Ritchie and Nikki (right) were a South London couple whose accents could penetrate the Thames Barrier. They were featured on a forerunner for this programme last July, Wheelers, Dealers & Del Boys, during which Ritchie thought he’d got a bargain after paying £250 for a print by Japanese artist Katsushika Hukusai or the “Jackie Chan of art” as Ritchie called him after looking him up on the internet but turned out to be worth less than a box set of all three Rush Hour films.

Ritchie was a work of art himself with some of his pronouncements (“I ain’t ever gonna to put my money in an ISA. If World War 3 ’appens Barclays ain’t gonna be open.”) but having already come across him in last year’s programme I was glad this series expanded beyond Souf London.

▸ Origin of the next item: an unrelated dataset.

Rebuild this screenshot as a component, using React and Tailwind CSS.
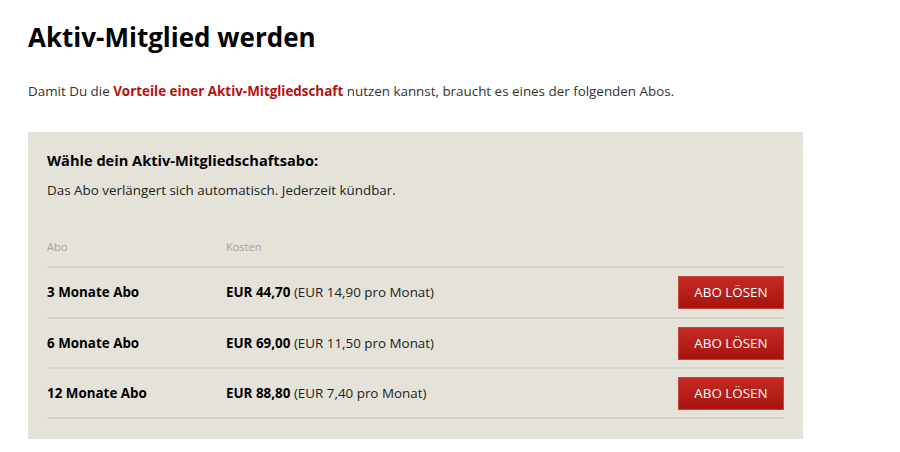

Much easier on the ear was Ieuan of Pontypridd, although if Ritchie set himself up as Del Trotter’s heir apparent, Ieuan was more of a Rodney.

The 24-year-old reckoned he’d been spotting gaps in the market since selling tuck out of a large bag at school, commenting that “Jamie Oliver created a black market for sweets and crisps.”

Now he’d spotted a watch at an auction in Newport. “It has Rolex written on the face, which leads me to think it’s legit,” Ieuan told us before beating off the nonexistent bidders. He then compared himself to Richard Branson for being the only person in a room of 250 people with the “guts to take a gamble,” (or perhaps the other 249 didn’t want a fake Rolex watch).

Time ticked on to an inevitable conclusion when Ieuan took his watch to be valued by an expert.

“I only paid £12.65 for it,” Ieuan said excitedly.

“Well that’s all about it’s worth,” was the expert’s deadpan response.

As TV moments go, it was priceless.

Del Boys and Dealers, BBC1, Wednesday.